--- Task objective ---
All lines holding the string "React" are to be shown.

--- Data extract ---

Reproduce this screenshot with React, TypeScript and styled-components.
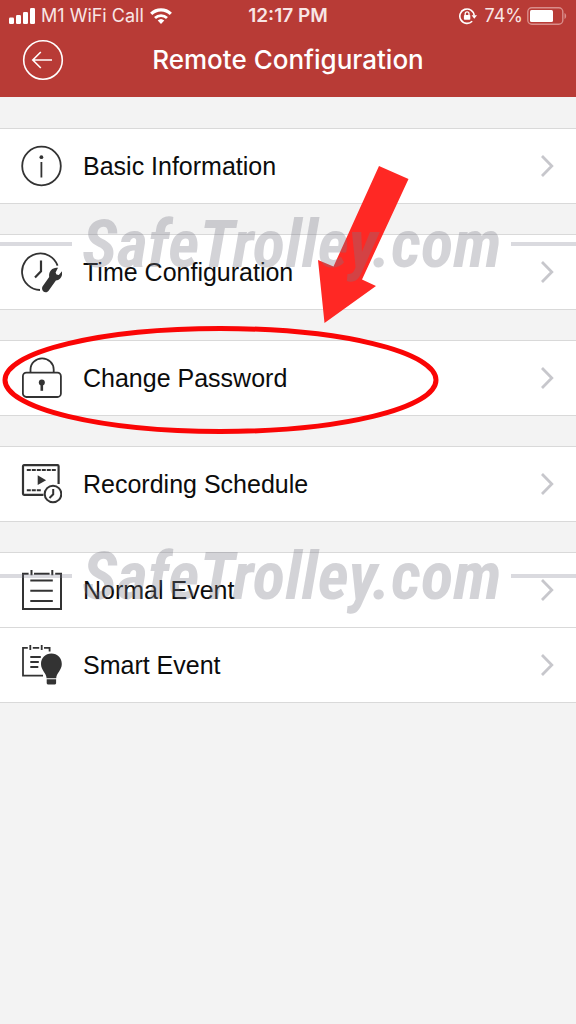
import React from "react";
import styled, { createGlobalStyle } from "styled-components";

const GlobalStyle = createGlobalStyle`
  * { box-sizing: border-box; }
  body {
    margin: 0;
    background: #f3f3f3;
    font-family: "Liberation Sans", Arial, sans-serif;
    color: #0c0c0c;
  }
`;

const Screen = styled.div`
  position: relative;
  min-height: 100vh;
  overflow-x: hidden;
`;

const Header = styled.header`
  background: #b83b36;
  color: #fff;
  padding-bottom: 9px;
`;

const StatusBar = styled.div`
  display: grid;
  grid-template-columns: 1fr auto 1fr;
  align-items: center;
  height: 32px;
  padding: 0 9px;
  font-family: Inter, sans-serif;
  font-size: 18px;
  line-height: 32px;
  color: #f8e6e5;
`;

const StatusSide = styled.div<{ $end?: boolean }>`
  display: flex;
  align-items: center;
  gap: ${(p) => (p.$end ? 4 : 6)}px;
  justify-content: ${(p) => (p.$end ? "flex-end" : "flex-start")};
  svg { display: block; flex: none; }
`;

const Percent = styled.span`
  margin-left: 4px;
`;

const Clock = styled.time`
  font-size: 19px;
  font-weight: 600;
`;

const NavBar = styled.nav`
  display: grid;
  grid-template-columns: 1fr auto 1fr;
  align-items: center;
  height: 56px;
  padding: 0 22px;
`;

const BackButton = styled.button`
  width: 42px;
  height: 42px;
  padding: 0;
  border: 0;
  background: none;
  color: inherit;
  cursor: pointer;
  svg { display: block; }
`;

const Title = styled.h1`
  margin: 0;
  font-family: Inter, sans-serif;
  font-size: 26px;
  line-height: 32px;
  font-weight: 500;
`;

const Groups = styled.main`
  display: flex;
  flex-direction: column;
  gap: 30px;
  padding: 31px 0;
`;

const Group = styled.ul`
  list-style: none;
  margin: 0;
  padding: 0;
  background: #fff;
  border-top: 1px solid #d9d9d9;
`;

const Item = styled.li`
  border-bottom: 1px solid #d9d9d9;
`;

const RowButton = styled.button`
  display: flex;
  align-items: center;
  gap: 21px;
  width: 100%;
  height: 74px;
  padding: 0 22px 0 20px;
  border: 0;
  background: none;
  color: inherit;
  font: inherit;
  font-size: 25px;
  line-height: 30px;
  text-align: left;
  cursor: pointer;
  svg { flex: none; }
`;

const Label = styled.span`
  flex: 1;
`;

const Watermark = styled.div<{ $top: number }>`
  position: absolute;
  top: ${(p) => p.$top}px;
  left: 0;
  right: 0;
  display: flex;
  align-items: center;
  gap: 10px;
  height: 80px;
  color: rgba(120, 120, 135, 0.33);
  font-family: "Roboto Condensed", "Liberation Sans Narrow", sans-serif;
  font-size: 67px;
  font-weight: 700;
  font-style: italic;
  line-height: 80px;
  white-space: nowrap;
  pointer-events: none;
`;

const Rule = styled.span<{ $grow?: boolean }>`
  flex: ${(p) => (p.$grow ? "1 0 0" : "0 0 72px")};
  height: 4px;
  background: rgba(120, 120, 135, 0.27);
`;

const Annotation = styled.svg`
  position: absolute;
  top: 0;
  left: 0;
  pointer-events: none;
`;

const Icon = ({ children }: { children: React.ReactNode }) => (
  <svg width="42" height="42" viewBox="0 0 42 42" fill="none" stroke="#333" strokeWidth="1.8" aria-hidden="true">
    {children}
  </svg>
);

const InfoIcon = () => (
  <Icon>
    <circle cx="21.5" cy="21" r="19.3" />
    <circle cx="21.4" cy="12.2" r="1.9" fill="#333" stroke="none" />
    <path d="M21.4 17v15.500" />
  </Icon>
);

const TimeIcon = () => (
  <Icon>
    <path d="M37.600 14.600A18.300 18.300 0 1 0 20 39" />
    <path d="M21 9.500v10.800l-6 6.200" strokeWidth="2.200" />
    <path
      d="M38 16.800l-2.400 4.600.9 2.200 2.300.3 3.200-3.600c.9 4.700-1.500 8.900-6.100 9.200L28.400 39.900c-2.800 3.200-7.900-.2-5.900-4.300L29.200 26c-.9-5.400 3.300-10.200 8.800-9.200Z"
      fill="#333"
      stroke="none"
    />
  </Icon>
);

const LockIcon = () => (
  <Icon>
    <rect x="2.900" y="15.700" width="38" height="24.300" rx="3.500" />
    <path d="M10.500 15.700v-3.200a11.600 11.200 0 0 1 23.200 0v3.200" />
    <circle cx="21.800" cy="25.500" r="3" fill="#333" stroke="none" />
    <path d="M21.800 26v7.800" strokeWidth="2.600" />
  </Icon>
);

const ScheduleIcon = () => (
  <Icon>
    <path d="M38.600 21V3.200a1 1 0 0 0-1-1H4a1 1 0 0 0-1 1v27.600a1 1 0 0 0 1 1h19.500" strokeWidth="2.200" />
    <path d="M6.800 6.900h29" strokeWidth="2" strokeDasharray="4 1" />
    <path d="M6.800 27.200h14" strokeWidth="2" strokeDasharray="4 1" />
    <path d="M17.700 12.300l8.400 4.900-8.400 4.900Z" fill="#333" stroke="none" />
    <circle cx="33" cy="31" r="8.300" strokeWidth="2" />
    <path d="M33.200 26v5.300l-3.700 3.700" strokeWidth="2" />
  </Icon>
);

const EventIcon = () => (
  <Icon>
    <path d="M8.600 4.800H3v35.100h38V4.800h-5.800M14 4.800h15.600" strokeWidth="2" />
    <path d="M11.500 1v5.300M32.300 1v5.300" strokeWidth="2" />
    <path d="M10.300 11.500h22.500M10.300 21.700h22.500M10.300 32h22.500" strokeWidth="2" />
  </Icon>
);

const SmartEventIcon = () => (
  <Icon>
    <path d="M7.800 3.900H3v27.800h20M12.800 3.900h6.400M24 3.900h5.600v3.600" />
    <path d="M10.300 1v5M21.700 1v5" />
    <path d="M10.300 13h10.500M10.300 18h8.500M10.300 23h8" />
    <path
      d="M31.400 9.500c-6 0-10.400 4.700-10.400 10.400 0 6.300 5.200 8.600 5.600 14.400h9.600c.4-5.800 5.600-8.100 5.600-14.400 0-5.700-4.400-10.400-10.400-10.400Z"
      fill="#333"
      stroke="none"
    />
    <path d="M26.700 35.300h9.400v3.700c0 1-1 1.600-2 1.600h-5.400c-1 0-2-.6-2-1.600Z" fill="#333" stroke="none" />
  </Icon>
);

const Chevron = () => (
  <svg width="14" height="24" viewBox="0 0 14 24" fill="none" stroke="#c7c7cc" strokeWidth="2.800" aria-hidden="true">
    <path d="M2 2l9.800 10L2 22" />
  </svg>
);

const SignalIcon = () => (
  <svg width="26" height="16" viewBox="0 0 26 16" fill="#fff" aria-label="Signal">
    <rect x="0" y="9.500" width="5" height="6.500" rx="1.200" />
    <rect x="7" y="7" width="5" height="9" rx="1.200" />
    <rect x="14" y="4" width="5" height="12" rx="1.200" />
    <rect x="21" y="0" width="5" height="16" rx="1.200" />
  </svg>
);

const WifiIcon = () => (
  <svg width="22" height="16" viewBox="0 0 22 16" fill="none" stroke="#fff" aria-label="WiFi">
    <path d="M1.200 5.900a14 14 0 0 1 19.600 0" strokeWidth="3.200" />
    <path d="M5 10a8.600 8.600 0 0 1 12 0" strokeWidth="2.800" />
    <path d="M7.700 12.600a4.800 4.800 0 0 1 6.600 0L11 16Z" fill="#fff" stroke="none" />
  </svg>
);

const RotationLockIcon = () => (
  <svg width="18" height="18" viewBox="0 0 18 18" fill="none" stroke="#fff" strokeWidth="1.600" aria-label="Rotation lock">
    <path d="M13.200 14.200A7.200 7.200 0 1 1 15.200 8.500" />
    <path d="M12.600 8.200h5.400l-2.700 3.600Z" fill="#fff" stroke="none" />
    <rect x="4.900" y="8" width="6.400" height="4.800" rx=".8" fill="#fff" stroke="none" />
    <path d="M6.200 8.300V6.800a1.900 1.900 0 0 1 3.800 0v1.500" strokeWidth="1.300" />
  </svg>
);

const BatteryIcon = () => (
  <svg width="40" height="18" viewBox="0 0 40 18" aria-label="Battery">
    <rect x=".8" y=".8" width="35" height="16.400" rx="4" fill="none" stroke="#d98d8a" strokeWidth="1.400" />
    <rect x="3" y="3" width="23" height="12" rx="1.500" fill="#fff" />
    <path d="M37.500 6c2.200.8 2.200 5.200 0 6Z" fill="#d98d8a" />
  </svg>
);

const groups = [
  [{ label: "Basic Information", Glyph: InfoIcon }],
  [{ label: "Time Configuration", Glyph: TimeIcon }],
  [{ label: "Change Password", Glyph: LockIcon }],
  [{ label: "Recording Schedule", Glyph: ScheduleIcon }],
  [
    { label: "Normal Event", Glyph: EventIcon },
    { label: "Smart Event", Glyph: SmartEventIcon },
  ],
];

export default function App() {
  return (
    <Screen>
      <GlobalStyle />
      <Header>
        <StatusBar>
          <StatusSide>
            <SignalIcon />
            <span>M1 WiFi Call</span>
            <WifiIcon />
          </StatusSide>
          <Clock>12:17 PM</Clock>
          <StatusSide $end>
            <RotationLockIcon />
            <Percent>74%</Percent>
            <BatteryIcon />
          </StatusSide>
        </StatusBar>
        <NavBar>
          <BackButton aria-label="Back">
            <svg width="42" height="42" viewBox="0 0 42 42" fill="none" stroke="#fff" strokeWidth="1.600">
              <circle cx="21" cy="21" r="19.300" />
              <path d="M30 21H10.800M18.800 13l-8 8 8 8" strokeWidth="1.600" />
            </svg>
          </BackButton>
          <Title>Remote Configuration</Title>
        </NavBar>
      </Header>
      <Groups>
        {groups.map((rows) => (
          <Group key={rows[0].label}>
            {rows.map(({ label, Glyph }) => (
              <Item key={label}>
                <RowButton>
                  <Glyph />
                  <Label>{label}</Label>
                  <Chevron />
                </RowButton>
              </Item>
            ))}
          </Group>
        ))}
      </Groups>
      <Annotation width="440" height="440" viewBox="0 0 440 440" aria-hidden="true">
        <path d="M379 166l29.500 13L362 279.500l14 6.500-51.500 37L318 260l15.500 6.500Z" fill="#ff2824" />
        <ellipse cx="220.500" cy="380" rx="215.500" ry="51.500" fill="none" stroke="#fa0505" strokeWidth="5" />
      </Annotation>
      {[204, 536].map((top) => (
        <Watermark key={top} $top={top}>
          <Rule />
          <span>SafeTrolley.com</span>
          <Rule $grow />
        </Watermark>
      ))}
    </Screen>
  );
}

--- Output of the task ---
Reproduce this screenshot with React, TypeScript and styled-components.
import React from "react";
const Icon = ({ children }: { children: React.ReactNode }) => (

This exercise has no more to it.